After renting a car, we have also spent a couple afternoons just north of Biarritz in Anglet. It is a much more modern resort area with the typical condo type accommodations of the 1970s and 1980s and numerous golf courses. There are many great beaches and boardwalks to explore. We also found a great recreation complex at the mouth of the river. Along with an ice rink, there is beach access, a skatepark and huge play areas for the kids. This was one of Matt’s favourite spots as he could “skateboard” and play in the playground. The playgrounds were well laid out with 6 separate areas (2-6 years, 2-8 years, 2-12 years, a small soccer pitch, and two adult exercise area).
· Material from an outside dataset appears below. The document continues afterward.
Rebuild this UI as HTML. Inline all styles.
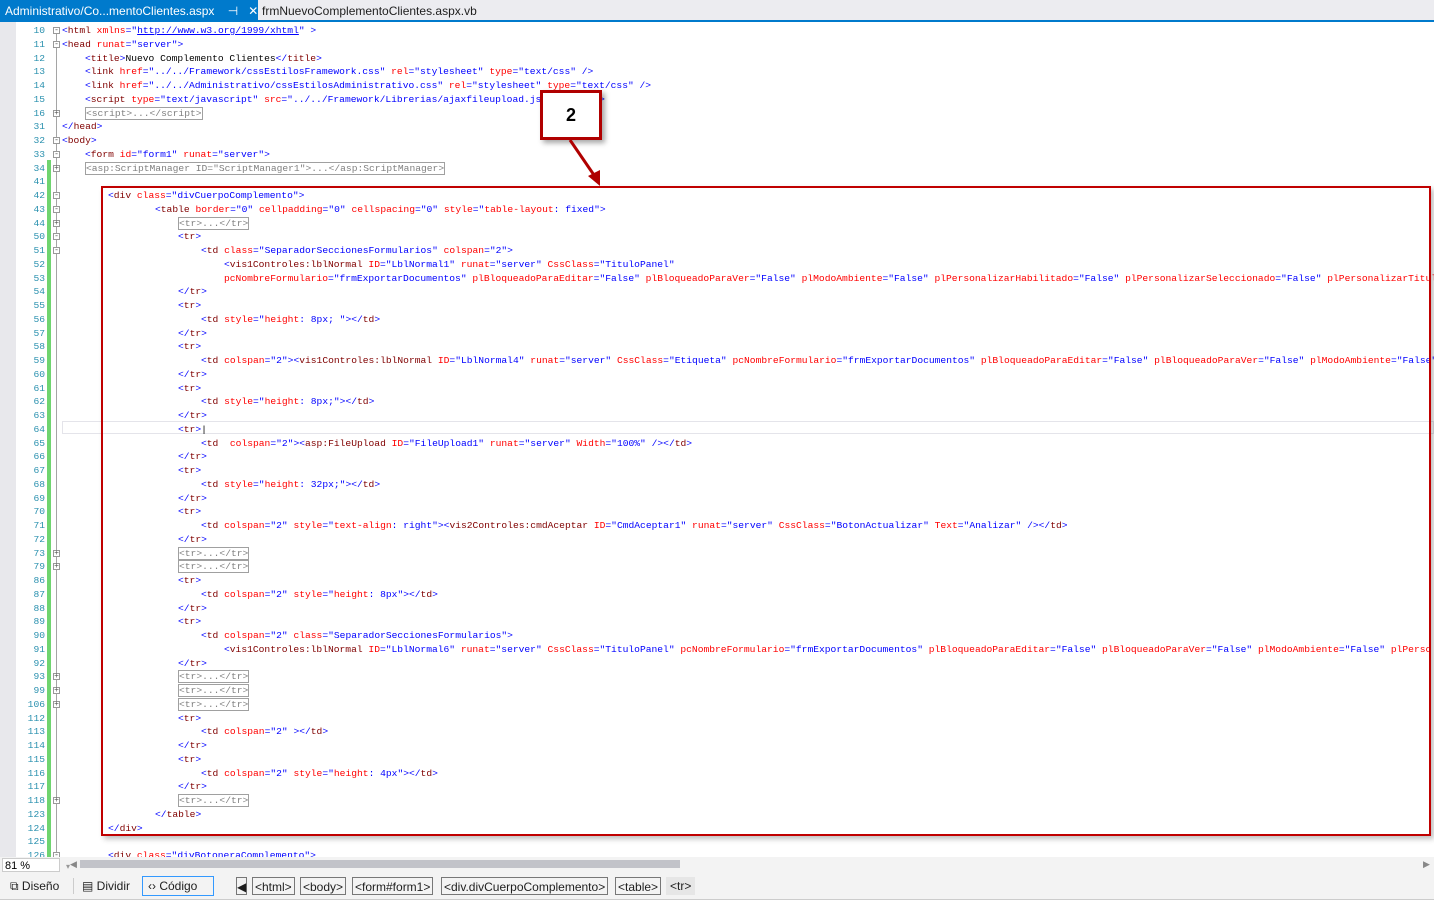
<!DOCTYPE html>
<html><head><meta charset="utf-8"><style>
body{margin:0;width:1434px;height:900px;overflow:hidden;background:#fff;font-family:"Liberation Sans",sans-serif;position:relative}
.tabbar{position:absolute;left:0;top:0;width:1434px;height:20px;background:#ececf0;border-bottom:2px solid #007acc}
.tab1{position:absolute;left:0;top:0;width:258px;height:20px;background:#007acc;color:#fff;font-size:12px;line-height:22px;padding-left:5px;box-sizing:border-box;white-space:nowrap}
.tab2{position:absolute;left:262px;top:0;font-size:12px;line-height:22px;color:#1e1e1e;white-space:nowrap}
.gut{position:absolute;left:0;top:22px;width:16px;height:835px;background:#e8e8ec}
.green{position:absolute;left:47px;top:160px;width:4px;height:697px;background:#6fd46f}
.fold{position:absolute;left:56px;top:30px;width:1px;height:827px;background:#a5a5a5}
.code{position:absolute;left:0;top:22px;width:1434px;height:835px;overflow:hidden;font-family:"Liberation Mono",monospace;font-size:9.65px;line-height:13.75px}
.in{position:absolute;left:0;top:2px;width:1434px}
.l{height:13.75px;position:relative;white-space:pre;color:#00f}
.n{position:absolute;left:16px;width:29px;text-align:right;color:#2b91af}
.x{position:absolute;top:0}
.f{position:absolute;left:53px;top:3px;width:7px;height:7px;border:1px solid #999;background:#fff;box-sizing:border-box;font-size:8px;line-height:5px;text-align:center;color:#555}
i{font-style:normal;color:#f00}
b{font-weight:normal;color:#800000}
s{text-decoration:none;color:#000}
.c{color:#808080;border:1px solid #a0a0a0;line-height:11px;display:inline-block}
.cur{position:absolute;left:62px;top:421px;width:1372px;height:13px;border:1px solid #e4e4ea;box-sizing:border-box}
.red{position:absolute;left:101px;top:186px;width:1330px;height:650px;border:2px solid #c00000;box-sizing:border-box;box-shadow:3px 3px 5px rgba(0,0,0,.25)}
.call{position:absolute;left:540px;top:90px;width:62px;height:50px;border:3px solid #b00000;background:#fff;box-sizing:border-box;box-shadow:3px 3px 5px rgba(0,0,0,.35);font:bold 18px "Liberation Sans",sans-serif;text-align:center;line-height:44px;color:#000}
.sb{position:absolute;left:0;top:857px;width:1434px;height:16px;background:#f3f3f3}
.bb{position:absolute;left:0;top:873px;width:1434px;height:27px;background:#f3f3f3;border-bottom:1px solid #ccc;box-sizing:border-box;font-size:12px;color:#1e1e1e}
.bb span{position:absolute;top:4px;line-height:18px;white-space:nowrap}
.crumb{border:1px solid #777;padding:0 2px;height:18px;box-sizing:border-box;line-height:16px}
</style></head><body>
<div class="tabbar"><div class="tab1">Administrativo/Co...mentoClientes.aspx&nbsp;&nbsp;&nbsp;&nbsp;⊣&nbsp;&nbsp; ✕</div><div class="tab2">frmNuevoComplementoClientes.aspx.vb</div></div>
<div class="gut"></div><div class="green"></div><div class="fold"></div>
<div class="cur"></div>
<div class="code"><div class="in">
<div class="l"><span class="n">10</span><span class="f">-</span><span class="x" style="left:62px">&lt;<b>html</b> <i>xmlns</i>="<span style="text-decoration:underline">http://www.w3.org/1999/xhtml</span>" &gt;</span></div>
<div class="l"><span class="n">11</span><span class="f">-</span><span class="x" style="left:62px">&lt;<b>head</b> <i>runat</i>="server"&gt;</span></div>
<div class="l"><span class="n">12</span><span class="x" style="left:85px">&lt;<b>title</b>&gt;<s>Nuevo Complemento Clientes</s>&lt;/<b>title</b>&gt;</span></div>
<div class="l"><span class="n">13</span><span class="x" style="left:85px">&lt;<b>link</b> <i>href</i>="../../Framework/cssEstilosFramework.css" <i>rel</i>="stylesheet" <i>type</i>="text/css" /&gt;</span></div>
<div class="l"><span class="n">14</span><span class="x" style="left:85px">&lt;<b>link</b> <i>href</i>="../../Administrativo/cssEstilosAdministrativo.css" <i>rel</i>="stylesheet" <i>type</i>="text/css" /&gt;</span></div>
<div class="l"><span class="n">15</span><span class="x" style="left:85px">&lt;<b>script</b> <i>type</i>="text/javascript" <i>src</i>="../../Framework/Librerias/ajaxfileupload.js"&gt;&lt;/<b>script</b>&gt;</span></div>
<div class="l"><span class="n">16</span><span class="f">+</span><span class="x" style="left:85px"><span class="c">&lt;script&gt;...&lt;/script&gt;</span></span></div>
<div class="l"><span class="n">31</span><span class="x" style="left:62px">&lt;/<b>head</b>&gt;</span></div>
<div class="l"><span class="n">32</span><span class="f">-</span><span class="x" style="left:62px">&lt;<b>body</b>&gt;</span></div>
<div class="l"><span class="n">33</span><span class="f">-</span><span class="x" style="left:85px">&lt;<b>form</b> <i>id</i>="form1" <i>runat</i>="server"&gt;</span></div>
<div class="l"><span class="n">34</span><span class="f">+</span><span class="x" style="left:85px"><span class="c">&lt;asp:ScriptManager ID="ScriptManager1"&gt;...&lt;/asp:ScriptManager&gt;</span></span></div>
<div class="l"><span class="n">41</span></div>
<div class="l"><span class="n">42</span><span class="f">-</span><span class="x" style="left:108px">&lt;<b>div</b> <i>class</i>="divCuerpoComplemento"&gt;</span></div>
<div class="l"><span class="n">43</span><span class="f">-</span><span class="x" style="left:155px">&lt;<b>table</b> <i>border</i>="0" <i>cellpadding</i>="0" <i>cellspacing</i>="0" <i>style</i>="<i>table-layout</i>: fixed"&gt;</span></div>
<div class="l"><span class="n">44</span><span class="f">+</span><span class="x" style="left:178px"><span class="c">&lt;tr&gt;...&lt;/tr&gt;</span></span></div>
<div class="l"><span class="n">50</span><span class="f">-</span><span class="x" style="left:178px">&lt;<b>tr</b>&gt;</span></div>
<div class="l"><span class="n">51</span><span class="f">-</span><span class="x" style="left:201px">&lt;<b>td</b> <i>class</i>="SeparadorSeccionesFormularios" <i>colspan</i>="2"&gt;</span></div>
<div class="l"><span class="n">52</span><span class="x" style="left:224px">&lt;<b>vis1Controles:lblNormal</b> <i>ID</i>="LblNormal1" <i>runat</i>="server" <i>CssClass</i>="TituloPanel"</span></div>
<div class="l"><span class="n">53</span><span class="x" style="left:224px"><i>pcNombreFormulario</i>="frmExportarDocumentos" <i>plBloqueadoParaEditar</i>="False" <i>plBloqueadoParaVer</i>="False" <i>plModoAmbiente</i>="False" <i>plPersonalizarHabilitado</i>="False" <i>plPersonalizarSeleccionado</i>="False" <i>plPersonalizarTitulo</i></span></div>
<div class="l"><span class="n">54</span><span class="x" style="left:178px">&lt;/<b>tr</b>&gt;</span></div>
<div class="l"><span class="n">55</span><span class="x" style="left:178px">&lt;<b>tr</b>&gt;</span></div>
<div class="l"><span class="n">56</span><span class="x" style="left:201px">&lt;<b>td</b> <i>style</i>="<i>height</i>: 8px; "&gt;&lt;/<b>td</b>&gt;</span></div>
<div class="l"><span class="n">57</span><span class="x" style="left:178px">&lt;/<b>tr</b>&gt;</span></div>
<div class="l"><span class="n">58</span><span class="x" style="left:178px">&lt;<b>tr</b>&gt;</span></div>
<div class="l"><span class="n">59</span><span class="x" style="left:201px">&lt;<b>td</b> <i>colspan</i>="2"&gt;&lt;<b>vis1Controles:lblNormal</b> <i>ID</i>="LblNormal4" <i>runat</i>="server" <i>CssClass</i>="Etiqueta" <i>pcNombreFormulario</i>="frmExportarDocumentos" <i>plBloqueadoParaEditar</i>="False" <i>plBloqueadoParaVer</i>="False" <i>plModoAmbiente</i>="False"</span></div>
<div class="l"><span class="n">60</span><span class="x" style="left:178px">&lt;/<b>tr</b>&gt;</span></div>
<div class="l"><span class="n">61</span><span class="x" style="left:178px">&lt;<b>tr</b>&gt;</span></div>
<div class="l"><span class="n">62</span><span class="x" style="left:201px">&lt;<b>td</b> <i>style</i>="<i>height</i>: 8px;"&gt;&lt;/<b>td</b>&gt;</span></div>
<div class="l"><span class="n">63</span><span class="x" style="left:178px">&lt;/<b>tr</b>&gt;</span></div>
<div class="l"><span class="n">64</span><span class="x" style="left:178px">&lt;<b>tr</b>&gt;<s>|</s></span></div>
<div class="l"><span class="n">65</span><span class="x" style="left:201px">&lt;<b>td</b>  <i>colspan</i>="2"&gt;&lt;<b>asp:FileUpload</b> <i>ID</i>="FileUpload1" <i>runat</i>="server" <i>Width</i>="100%" /&gt;&lt;/<b>td</b>&gt;</span></div>
<div class="l"><span class="n">66</span><span class="x" style="left:178px">&lt;/<b>tr</b>&gt;</span></div>
<div class="l"><span class="n">67</span><span class="x" style="left:178px">&lt;<b>tr</b>&gt;</span></div>
<div class="l"><span class="n">68</span><span class="x" style="left:201px">&lt;<b>td</b> <i>style</i>="<i>height</i>: 32px;"&gt;&lt;/<b>td</b>&gt;</span></div>
<div class="l"><span class="n">69</span><span class="x" style="left:178px">&lt;/<b>tr</b>&gt;</span></div>
<div class="l"><span class="n">70</span><span class="x" style="left:178px">&lt;<b>tr</b>&gt;</span></div>
<div class="l"><span class="n">71</span><span class="x" style="left:201px">&lt;<b>td</b> <i>colspan</i>="2" <i>style</i>="<i>text-align</i>: right"&gt;&lt;<b>vis2Controles:cmdAceptar</b> <i>ID</i>="CmdAceptar1" <i>runat</i>="server" <i>CssClass</i>="BotonActualizar" <i>Text</i>="Analizar" /&gt;&lt;/<b>td</b>&gt;</span></div>
<div class="l"><span class="n">72</span><span class="x" style="left:178px">&lt;/<b>tr</b>&gt;</span></div>
<div class="l"><span class="n">73</span><span class="f">+</span><span class="x" style="left:178px"><span class="c">&lt;tr&gt;...&lt;/tr&gt;</span></span></div>
<div class="l"><span class="n">79</span><span class="f">+</span><span class="x" style="left:178px"><span class="c">&lt;tr&gt;...&lt;/tr&gt;</span></span></div>
<div class="l"><span class="n">86</span><span class="x" style="left:178px">&lt;<b>tr</b>&gt;</span></div>
<div class="l"><span class="n">87</span><span class="x" style="left:201px">&lt;<b>td</b> <i>colspan</i>="2" <i>style</i>="<i>height</i>: 8px"&gt;&lt;/<b>td</b>&gt;</span></div>
<div class="l"><span class="n">88</span><span class="x" style="left:178px">&lt;/<b>tr</b>&gt;</span></div>
<div class="l"><span class="n">89</span><span class="x" style="left:178px">&lt;<b>tr</b>&gt;</span></div>
<div class="l"><span class="n">90</span><span class="x" style="left:201px">&lt;<b>td</b> <i>colspan</i>="2" <i>class</i>="SeparadorSeccionesFormularios"&gt;</span></div>
<div class="l"><span class="n">91</span><span class="x" style="left:224px">&lt;<b>vis1Controles:lblNormal</b> <i>ID</i>="LblNormal6" <i>runat</i>="server" <i>CssClass</i>="TituloPanel" <i>pcNombreFormulario</i>="frmExportarDocumentos" <i>plBloqueadoParaEditar</i>="False" <i>plBloqueadoParaVer</i>="False" <i>plModoAmbiente</i>="False" <i>plPerso</i></span></div>
<div class="l"><span class="n">92</span><span class="x" style="left:178px">&lt;/<b>tr</b>&gt;</span></div>
<div class="l"><span class="n">93</span><span class="f">+</span><span class="x" style="left:178px"><span class="c">&lt;tr&gt;...&lt;/tr&gt;</span></span></div>
<div class="l"><span class="n">99</span><span class="f">+</span><span class="x" style="left:178px"><span class="c">&lt;tr&gt;...&lt;/tr&gt;</span></span></div>
<div class="l"><span class="n">106</span><span class="f">+</span><span class="x" style="left:178px"><span class="c">&lt;tr&gt;...&lt;/tr&gt;</span></span></div>
<div class="l"><span class="n">112</span><span class="x" style="left:178px">&lt;<b>tr</b>&gt;</span></div>
<div class="l"><span class="n">113</span><span class="x" style="left:201px">&lt;<b>td</b> <i>colspan</i>="2" &gt;&lt;/<b>td</b>&gt;</span></div>
<div class="l"><span class="n">114</span><span class="x" style="left:178px">&lt;/<b>tr</b>&gt;</span></div>
<div class="l"><span class="n">115</span><span class="x" style="left:178px">&lt;<b>tr</b>&gt;</span></div>
<div class="l"><span class="n">116</span><span class="x" style="left:201px">&lt;<b>td</b> <i>colspan</i>="2" <i>style</i>="<i>height</i>: 4px"&gt;&lt;/<b>td</b>&gt;</span></div>
<div class="l"><span class="n">117</span><span class="x" style="left:178px">&lt;/<b>tr</b>&gt;</span></div>
<div class="l"><span class="n">118</span><span class="f">+</span><span class="x" style="left:178px"><span class="c">&lt;tr&gt;...&lt;/tr&gt;</span></span></div>
<div class="l"><span class="n">123</span><span class="x" style="left:155px">&lt;/<b>table</b>&gt;</span></div>
<div class="l"><span class="n">124</span><span class="x" style="left:108px">&lt;/<b>div</b>&gt;</span></div>
<div class="l"><span class="n">125</span></div>
<div class="l"><span class="n">126</span><span class="f">-</span><span class="x" style="left:108px">&lt;<b>div</b> <i>class</i>="divBotoneraComplemento"&gt;</span></div>
</div></div>
<div class="red"></div>
<div class="call">2</div>
<svg style="position:absolute;left:560px;top:138px" width="50" height="52"><line x1="10" y1="2" x2="36" y2="40" stroke="#b00000" stroke-width="3"/><polygon points="40,48 28,38 40,32" fill="#b00000"/></svg>
<div class="sb"><div style="position:absolute;left:2px;top:1px;width:58px;height:14px;background:#fff;border:1px solid #ccc;font-size:11px;line-height:14px;padding-left:2px;box-sizing:border-box">81 %</div><div style="position:absolute;left:66px;top:5px;font-size:8px;color:#999">▾</div><div style="position:absolute;left:70px;top:2px;font-size:9px;color:#888">◀</div><div style="position:absolute;left:80px;top:3px;width:600px;height:8px;background:#c2c3c9"></div><div style="position:absolute;left:1423px;top:2px;font-size:9px;color:#888">▶</div></div>
<div class="bb">
<span style="left:10px">⧉ Diseño</span>
<span style="left:73px;top:5px;height:16px;border-left:1px solid #ccc"></span>
<span style="left:82px">▤ Dividir</span>
<span style="left:142px;top:3px;width:72px;height:20px;border:1px solid #3399ff;box-sizing:border-box;padding-left:5px;line-height:18px">‹› Código</span>
<span class="crumb" style="left:236px;width:11px;padding:0">◀</span>
<span class="crumb" style="left:252px">&lt;html&gt;</span>
<span class="crumb" style="left:300px">&lt;body&gt;</span>
<span class="crumb" style="left:352px">&lt;form#form1&gt;</span>
<span class="crumb" style="left:441px">&lt;div.divCuerpoComplemento&gt;</span>
<span class="crumb" style="left:615px">&lt;table&gt;</span>
<span style="left:666px;background:#e6e6e6;padding:0 4px">&lt;tr&gt;</span>
</div>
</body></html>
We also ventured out into the Basque countryside to take the single gauge railway up to the top of La Rhune. The railway ride was a little steep and unsettling for some of us but the views, landscape and wild horses at the top made it well worth the trip.
While in Morocco we met a nice couple from Ireland. The wife was French and had spent six months in Biarritz as an au pair twenty years ago. One of her recommendations was to go to a “Venta” for dinner. A venta is a traditional family run roadside restaurant in Spain or the Basque country. We found one nearby in Bidart, and while it was a little more commercial than what we may have found in the countryside (or twenty years ago), we had a great meal. Katy and I both had the Plat de Pays. I had a plate of jambon Serrano, followed by axoa de veau (mashed veal, onions, tomatoes sauté and flavoured with red Espelette pepper) with fries, followed by some black cherry gateaux basque and some patxaran liqueur (made by soaking blackthorn fruit, coffee beans, and cinnamon pods in anisette for eight months). Katy went with a salmon cru entree, followed by a tuna main with artichoke and olives, and Basque Brebis (sheep’s milk cheese) with cherry confiture for dessert. It was great to see the multiple pilota courts in the centre of town and the kids playing there while their parents enjoyed a meal or a drink.
As our month here comes to an end we are looking forward to our next stop in the Dordogne to explore the regional cuisine, chateaus, and hopefully some warm weather by the pool.